Is This A Weekend Trip Or Not?
It can be done on a weekend but be prepared to not sleep very much. The area is so large that a 3-4 day trip is probably best. One group of ILP volunteers loved this part of Mexico so much they went back 3 times; once on a vacation, and 2 weekend trips!
Getting here via bus:
To get there from your ILP school, head to Querétaro and book a bus to San Luis Potosí. Then take a Vencedor bus to Ciudad Valles.
Get more info about getting to Querétaro here.
As a head’s up, you can only bus Vencedor buses once you get to San Luis Potosí, and can’t book anything in advance, so you may have to wait a few hours for tickets to become available.
How Much Will This All Cost?
It depends on a few factors, like how much you spend on food and how much you spend on somewhere to stay, but plan on $50 - $100 for a weekend here.
There are lots of little street food carts to order from (we love street tacos and gorditas) so you can help keep food costs low. Like we mentioned before, we have the prices of the waterfalls up there, and splitting a cab or hired driver with your ILP group should also help anyone who wants to travel on a budget.
You can also do all these activities through a few tour groups (Huasteca Potosini is one of the more popular ones) but it will be very expensive (but you won’t have to figure out bus routes or transportation, so be sure to weigh the pros and cons).

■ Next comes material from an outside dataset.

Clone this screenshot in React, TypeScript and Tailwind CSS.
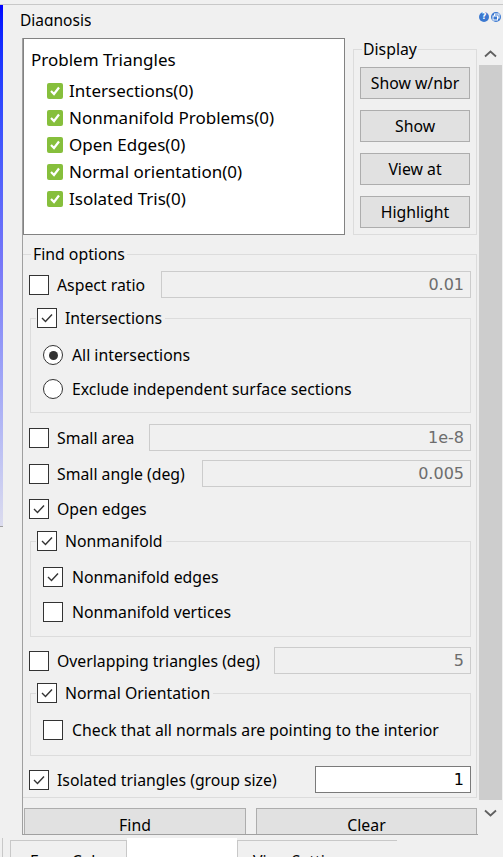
import React from "react";

function Check({ checked }: { checked?: boolean }) {
  return (
    <div className="w-[20px] h-[20px] border border-[#333333] bg-white shrink-0">
      {checked && (
        <svg width="18" height="18" viewBox="0 0 18 18">
          <polyline points="4,9 7.5,12.5 14,5.5" fill="none" stroke="#333333" strokeWidth="1.4" />
        </svg>
      )}
    </div>
  );
}

function Radio({ on }: { on?: boolean }) {
  return (
    <div className="w-[20px] h-[20px] rounded-full border border-[#333333] bg-white flex items-center justify-center shrink-0">
      {on && <div className="w-[9px] h-[9px] rounded-full bg-[#333333]" />}
    </div>
  );
}

function GreenCheck({ label }: { label: string }) {
  return (
    <div className="h-[27px] flex items-center">
      <div className="w-[16px] h-[16px] rounded-[2px] bg-[#86bf3c] flex items-center justify-center shrink-0">
        <svg width="12" height="12" viewBox="0 0 12 12">
          <polyline points="2,6 5,9 10,2.5" fill="none" stroke="#ffffff" strokeWidth="2.2" />
        </svg>
      </div>
      <span className="ml-[6px] text-black whitespace-nowrap">{label}</span>
    </div>
  );
}

function DispButton({ label }: { label: string }) {
  return (
    <div className="w-[110px] h-[32px] border border-[#adadad] bg-[#e1e1e1] flex items-center justify-center text-black">
      {label}
    </div>
  );
}

function CheckRow({ label, checked, children }: { label: string; checked?: boolean; children?: React.ReactNode }) {
  return (
    <div className="flex items-center h-[27px]">
      <Check checked={checked} />
      <span className="ml-[8px] text-black whitespace-nowrap">{label}</span>
      {children}
    </div>
  );
}

function GrayField({ value, w }: { value: string; w: string }) {
  return (
    <div
      className={`ml-auto h-[27px] ${w} border border-[#cccccc] bg-[#f0f0f0] flex items-center justify-end pr-[6px] text-[#6d6d6d] font-['DejaVu_Sans',sans-serif] text-[16px]`}
    >
      {value}
    </div>
  );
}

function SubGroup({
  label,
  boxClass,
  children,
}: {
  label: string;
  boxClass: string;
  children: React.ReactNode;
}) {
  return (
    <div className="relative ml-[1px] pt-[10px]">
      <div className={`border border-[#dcdcdc] ${boxClass}`}>{children}</div>
      <div className="absolute top-0 left-[6px] h-[20px] flex items-center bg-[#f0f0f0] px-[1px] pr-[3px]">
        <Check checked />
        <span className="ml-[8px] text-black whitespace-nowrap">{label}</span>
      </div>
    </div>
  );
}

function ScrollChevron({ down }: { down?: boolean }) {
  return (
    <svg width="13" height="8" viewBox="0 0 13 8">
      <polyline
        points={down ? "1,1.5 6.5,6.5 12,1.5" : "1,6.5 6.5,1.5 12,6.5"}
        fill="none"
        stroke="#606060"
        strokeWidth="1.8"
      />
    </svg>
  );
}

export default function App() {
  return (
    <div className="w-[503px] h-[857px] bg-[#f0f0f0] overflow-hidden font-['Noto_Sans',sans-serif] text-[15.8px] leading-[22px] text-black">
      <div className="h-[4px]" />
      <div className="border-t border-[#c8c8c8]" />
      <div className="flex h-[830px]">
        {/* blue side bar */}
        <div className="w-[3px] h-[522px] bg-gradient-to-b from-[#0000ff] via-[#7878f8] to-[#dcdcee] border-b border-[#a0a0a0]" />
        <div className="w-[500px] flex flex-col">
          {/* title row */}
          <div className="h-[33px] flex items-start">
            <div className="h-[21px] overflow-hidden pl-[17px] pt-[4px]">
              <span className="text-[15.5px] text-black">Diagnosis</span>
            </div>
            <div className="ml-auto mr-[2px] mt-[7px] flex gap-[2px]">
              <div className="w-[10px] h-[10px] rounded-full bg-[#3b78d0] flex items-center justify-center">
                <span className="text-white text-[8px] leading-[8px] font-bold font-['DejaVu_Sans',sans-serif]">?</span>
              </div>
              <div className="w-[10px] h-[10px] rounded-full bg-[#3b78d0] flex items-center justify-center">
                <svg width="8" height="8" viewBox="0 0 8 8">
                  <rect x="2.5" y="1" width="4.5" height="4" fill="none" stroke="#fff" strokeWidth="1" />
                  <rect x="1" y="3" width="4.5" height="4" fill="#3b78d0" stroke="#fff" strokeWidth="1" />
                </svg>
              </div>
            </div>
          </div>
          {/* frame */}
          <div className="flex h-[797px]">
            <div className="ml-[19px] w-[456px] h-[797px] border-l border-b border-[#a0a0a0] overflow-hidden flex flex-col">
              {/* top row */}
              <div className="flex h-[197px] shrink-0">
                <div className="w-[322px] h-[197px] border border-[#828282] bg-white pl-[7px] pt-[10px] text-[17px]">
                  <div className="text-black whitespace-nowrap">Problem Triangles</div>
                  <div className="mt-[6px] pl-[16px]">
                    <GreenCheck label="Intersections(0)" />
                    <GreenCheck label="Nonmanifold Problems(0)" />
                    <GreenCheck label="Open Edges(0)" />
                    <GreenCheck label="Normal orientation(0)" />
                    <GreenCheck label="Isolated Tris(0)" />
                  </div>
                </div>
                <div className="relative ml-[8px] mt-[11px] w-[124px] h-[186px] border border-[#dcdcdc] pt-[17px] pl-[6px] flex flex-col gap-[11px]">
                  <div className="absolute left-[8px] top-[-12px] bg-[#f0f0f0] px-[1px] text-black">Display</div>
                  <DispButton label="Show w/nbr" />
                  <DispButton label="Show" />
                  <DispButton label="View at" />
                  <DispButton label="Highlight" />
                </div>
              </div>
              {/* Find options */}
              <div className="relative mt-[19px] w-[454px] h-[544px] shrink-0 border-t border-r border-b border-[#dcdcdc] pt-[16px] pl-[6px] pr-[5px]">
                <div className="absolute left-[8px] top-[-12px] bg-[#f0f0f0] px-[2px] text-black">Find options</div>

                <CheckRow label="Aspect ratio">
                  <GrayField value="0.01" w="w-[310px]" />
                </CheckRow>

                <div className="mt-[10px]">
                  <SubGroup label="Intersections" boxClass="h-[95px] pt-[26px] pl-[12px]">
                    <div className="flex items-center h-[20px]">
                      <Radio on />
                      <span className="ml-[9px]">All intersections</span>
                    </div>
                    <div className="flex items-center h-[20px] mt-[14px]">
                      <Radio />
                      <span className="ml-[9px] whitespace-nowrap">Exclude independent surface sections</span>
                    </div>
                  </SubGroup>
                </div>

                <div className="mt-[11px]">
                  <CheckRow label="Small area">
                    <GrayField value="1e-8" w="w-[322px]" />
                  </CheckRow>
                </div>
                <div className="mt-[9px]">
                  <CheckRow label="Small angle (deg)">
                    <GrayField value="0.005" w="w-[269px]" />
                  </CheckRow>
                </div>
                <div className="mt-[12px] flex items-center h-[20px]">
                  <Check checked />
                  <span className="ml-[8px]">Open edges</span>
                </div>

                <div className="mt-[12px]">
                  <SubGroup label="Nonmanifold" boxClass="h-[96px] pt-[25px] pl-[12px]">
                    <div className="flex items-center h-[20px]">
                      <Check checked />
                      <span className="ml-[9px]">Nonmanifold edges</span>
                    </div>
                    <div className="flex items-center h-[20px] mt-[15px]">
                      <Check />
                      <span className="ml-[9px]">Nonmanifold vertices</span>
                    </div>
                  </SubGroup>
                </div>

                <div className="mt-[10px]">
                  <CheckRow label="Overlapping triangles (deg)">
                    <GrayField value="5" w="w-[197px]" />
                  </CheckRow>
                </div>

                <div className="mt-[9px]">
                  <SubGroup label="Normal Orientation" boxClass="h-[63px] pt-[26px] pl-[12px]">
                    <div className="flex items-center h-[20px]">
                      <Check />
                      <span className="ml-[9px] whitespace-nowrap">Check that all normals are pointing to the interior</span>
                    </div>
                  </SubGroup>
                </div>

                <div className="mt-[10px]">
                  <CheckRow label="Isolated triangles (group size)" checked>
                    <div className="ml-auto h-[27px] w-[156px] border border-[#7a7a7a] bg-white flex items-center justify-end pr-[6px] text-black font-['DejaVu_Sans',sans-serif] text-[16px]">
                      1
                    </div>
                  </CheckRow>
                </div>
              </div>
              {/* buttons */}
              <div className="mt-[10px] flex shrink-0">
                <div className="ml-[1px] w-[222px] h-[34px] shrink-0 border border-[#adadad] bg-[#e1e1e1] flex items-center justify-center">
                  Find
                </div>
                <div className="ml-[10px] w-[221px] h-[34px] shrink-0 border border-[#adadad] bg-[#e1e1e1] flex items-center justify-center">
                  Clear
                </div>
              </div>
            </div>
            {/* scrollbar */}
            <div className="w-[25px] h-[797px] flex flex-col">
              <div className="h-[27px] flex items-center justify-center pt-[4px]">
                <ScrollChevron />
              </div>
              <div className="h-[735px] mx-[1px] bg-[#cdcdcd]" />
              <div className="h-[34px] flex items-center justify-center pb-[8px]">
                <ScrollChevron down />
              </div>
            </div>
          </div>
        </div>
      </div>
      {/* tabs */}
      <div className="h-[22px] flex items-end">
        <div className="w-[3px] h-[19px] border-r border-[#c8c8c8]" />
        <div className="ml-[7px] w-[117px] h-[17px] border-t border-l border-r border-[#c8c8c8] pl-[19px] pt-[9px] overflow-hidden">
          <span className="whitespace-nowrap">Error Colors</span>
        </div>
        <div className="w-[110px] h-[19px] bg-white" />
        <div className="w-[160px] h-[17px] border-t border-l border-[#c8c8c8] pl-[15px] pt-[9px] overflow-hidden">
          <span className="whitespace-nowrap">View Settings</span>
        </div>
      </div>
    </div>
  );
}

From the volunteers themselves, Puñete De Dios is the favorite waterfall. Here is what ILP Mexico volunteer Joe W. said,
“There are of course other waterfalls, caves and places to see, but all of it can't be seen in a weekend and would take a week or two to truly see it all. We were the only white people there every time and it isn't even well known by Mexicans. The entire area is a hidden gem and we totally recommend everyone who goes to Mexico to go there!”